Se da la vuelta e intenta correr…
Bramando de rabia y dolor, Baird atraviesa la pared que hay delante de ella. Los ladrillos rotos salen volando en medio de una nube de polvo.
Suena un teléfono.
—Tengo tanto frío. Por favor, no me hagas levantarme…
Baird ruge y hace temblar el edificio; las luces titilan y se desprenden del techo. Pero Baird ya se está desvaneciendo.
Con el cuerpo encogido y el corazón en la garganta, Petrova abre los ojos de golpe y jadea en busca de aire. Abandonando con precaución su refugio debajo de la mesa, Valeriya escudriña la mesa del operador y ve una luz roja que parpadea en el teléfono.
El teléfono está sonando…
Petrova lo descuelga con recelo, aún angustiada por la pesadilla y sin estar segura de nada.
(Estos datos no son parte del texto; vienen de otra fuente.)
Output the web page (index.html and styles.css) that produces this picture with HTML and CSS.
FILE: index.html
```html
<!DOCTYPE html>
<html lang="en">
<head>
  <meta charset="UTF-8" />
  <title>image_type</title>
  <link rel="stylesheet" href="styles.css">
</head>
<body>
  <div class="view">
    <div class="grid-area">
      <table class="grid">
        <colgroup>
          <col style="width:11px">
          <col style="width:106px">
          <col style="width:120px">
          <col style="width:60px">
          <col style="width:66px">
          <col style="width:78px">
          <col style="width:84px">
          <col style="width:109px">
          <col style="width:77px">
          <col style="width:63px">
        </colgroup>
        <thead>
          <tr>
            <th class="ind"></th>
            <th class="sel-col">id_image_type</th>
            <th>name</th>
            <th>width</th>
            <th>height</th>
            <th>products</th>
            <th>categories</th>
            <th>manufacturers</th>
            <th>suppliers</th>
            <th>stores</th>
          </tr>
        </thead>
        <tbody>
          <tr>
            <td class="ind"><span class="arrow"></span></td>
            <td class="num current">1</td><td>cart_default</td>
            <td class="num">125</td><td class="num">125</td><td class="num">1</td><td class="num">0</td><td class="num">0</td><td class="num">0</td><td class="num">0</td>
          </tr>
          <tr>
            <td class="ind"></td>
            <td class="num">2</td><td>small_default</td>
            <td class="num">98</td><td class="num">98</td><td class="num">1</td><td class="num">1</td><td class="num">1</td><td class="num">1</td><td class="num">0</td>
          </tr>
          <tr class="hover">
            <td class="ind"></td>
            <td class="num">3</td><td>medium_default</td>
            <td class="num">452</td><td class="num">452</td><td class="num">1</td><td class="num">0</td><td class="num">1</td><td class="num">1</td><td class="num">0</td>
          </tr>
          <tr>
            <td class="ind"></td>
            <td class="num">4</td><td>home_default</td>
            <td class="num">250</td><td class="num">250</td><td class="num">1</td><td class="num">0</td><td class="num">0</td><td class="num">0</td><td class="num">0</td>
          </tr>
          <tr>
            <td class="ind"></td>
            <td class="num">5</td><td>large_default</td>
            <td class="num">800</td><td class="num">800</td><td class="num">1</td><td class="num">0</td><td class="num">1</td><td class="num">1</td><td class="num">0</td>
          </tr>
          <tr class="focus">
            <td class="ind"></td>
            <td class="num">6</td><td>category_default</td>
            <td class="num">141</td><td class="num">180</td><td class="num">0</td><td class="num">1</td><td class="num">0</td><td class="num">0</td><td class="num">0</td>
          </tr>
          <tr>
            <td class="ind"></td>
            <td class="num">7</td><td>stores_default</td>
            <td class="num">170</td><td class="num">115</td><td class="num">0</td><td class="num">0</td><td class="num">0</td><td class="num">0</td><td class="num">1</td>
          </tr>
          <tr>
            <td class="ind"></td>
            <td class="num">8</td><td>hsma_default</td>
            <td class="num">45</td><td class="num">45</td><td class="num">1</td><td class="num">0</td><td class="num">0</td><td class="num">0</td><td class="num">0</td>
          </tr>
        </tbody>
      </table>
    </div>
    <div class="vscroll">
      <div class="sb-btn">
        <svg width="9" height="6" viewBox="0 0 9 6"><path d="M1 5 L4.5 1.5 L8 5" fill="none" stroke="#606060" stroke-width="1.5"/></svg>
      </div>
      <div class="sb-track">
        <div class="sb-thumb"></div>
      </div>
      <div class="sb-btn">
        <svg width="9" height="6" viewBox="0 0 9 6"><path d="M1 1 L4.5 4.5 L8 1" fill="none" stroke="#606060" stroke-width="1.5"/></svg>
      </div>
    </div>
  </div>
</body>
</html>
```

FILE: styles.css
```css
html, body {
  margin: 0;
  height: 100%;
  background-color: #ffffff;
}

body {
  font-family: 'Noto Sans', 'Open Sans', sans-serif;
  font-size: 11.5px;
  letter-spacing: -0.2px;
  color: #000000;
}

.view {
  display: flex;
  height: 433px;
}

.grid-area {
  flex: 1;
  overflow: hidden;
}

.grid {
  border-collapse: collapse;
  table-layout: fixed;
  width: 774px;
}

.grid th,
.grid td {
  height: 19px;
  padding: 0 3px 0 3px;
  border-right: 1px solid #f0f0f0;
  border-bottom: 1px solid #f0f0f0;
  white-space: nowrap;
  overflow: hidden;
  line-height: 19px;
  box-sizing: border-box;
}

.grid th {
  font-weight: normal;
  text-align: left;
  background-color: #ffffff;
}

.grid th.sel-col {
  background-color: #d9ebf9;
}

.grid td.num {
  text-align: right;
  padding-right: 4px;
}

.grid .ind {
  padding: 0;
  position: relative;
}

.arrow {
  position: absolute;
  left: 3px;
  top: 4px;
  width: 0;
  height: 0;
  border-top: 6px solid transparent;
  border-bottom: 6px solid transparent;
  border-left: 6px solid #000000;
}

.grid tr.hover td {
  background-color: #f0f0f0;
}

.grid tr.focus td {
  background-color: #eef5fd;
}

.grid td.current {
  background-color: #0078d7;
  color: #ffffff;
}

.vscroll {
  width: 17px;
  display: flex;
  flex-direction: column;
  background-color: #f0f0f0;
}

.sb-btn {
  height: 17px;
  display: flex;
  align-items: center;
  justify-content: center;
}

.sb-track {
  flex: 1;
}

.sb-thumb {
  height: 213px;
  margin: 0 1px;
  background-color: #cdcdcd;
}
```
—Soy la doctora Valeriya Petrova —responde con voz poco clara mientras se masajea una zona dolorida del cuello—. ¿Quién es?
—¿Doctora Petrova? —pregunta débilmente una voz.
—Sí, soy yo. ¿Quién es?
—¿Puede ayudarme?
35. Salga de mi condenado laboratorio
Lucas cayó primero.
Corrió varios metros antes de quedarse sin resuello y tirarse al suelo sin más, donde se hizo un ovillo. Apenas opuso resistencia cuando Baird se abalanzó sobre él y le hincó los dientes en el brazo.
Después de que Petrova y Saunders doblaran una esquina, el hombre redujo la velocidad hasta detenerse.
—Tenemos que huir, doctor —lo apremió ella.
El científico arrugó la frente como si estuviera resolviendo un complejo problema de matemáticas.
—No —dijo él, cachazudo—. Hemos de ayudar al doctor Lucas.
—Ya lo habrán mordido, lo cual significa que está muerto —contestó Petrova.
—Verá, ni siquiera sé el nombre de pila de Lucas —se rió Saunders.
—Usted es feo y lo odio —siseó ella con crudeza en un repentino arranque provocado por la tensión, sorprendiéndose a sí misma por decir tal cosa; sobre todo porque era verdad—. Venga conmigo. Vamos. Por favor, William.
—¿Ve a lo que me refiero? —inquirió el doctor con voz débil—. Me llamo Bill. Nadie me ha llamado William desde que cumplí diez años.
El doctor se dio la vuelta y corrió para ayudar a Lucas, quien emitía un extraño sonido parecido al agudo maullido de un gato al que se aplasta lentamente.
—Por favor, William —susurró ella.
Oyó gritar a Saunders. Los gritos no tardaron en convertirse en unos chillidos desgarradores.
—¡Dios! —exclamó Petrova, y echó a correr.
Mientras huía, trató de recordar cuánta gente había quedado atrapada en el instituto con ella. Hardy, Lucas, Saunders, Sims, Fuentes… Diez. Había diez personas en esa planta y cinco de ellas ya estaban muertas o infectadas.
Necesitaba avisar al resto con rapidez, antes de que Baird decidiera salir de caza.
Y después de eso, ¿qué?
«Encontrar un lugar seguro en el que esconderse y luego ya pensaremos en el siguiente paso».
Entró en el laboratorio del lado este con paso inseguro. El doctor Sims y Sandy Cohen, una técnico de laboratorio, estaban trabajando vestidos con bata, máscara, gafas y guantes. Sims estaba ocupado inyectando un líquido reactivo en una tira de tubos PCR para llevar a cabo una prueba de reacción en cadena de la polimerasa, mientras que Cohen tomaba fotos del virus con la cámara digital integrada en el microscopio de fluorescencia del laboratorio.
Los ojos de Petrova se posaron inmediatamente en varias placas de Petri de cristal que había sobre la mesa junto a Sims. En cada placa había muestras puras de un cultivo de células infectadas con el Lyssa tomadas del riñón de un perro.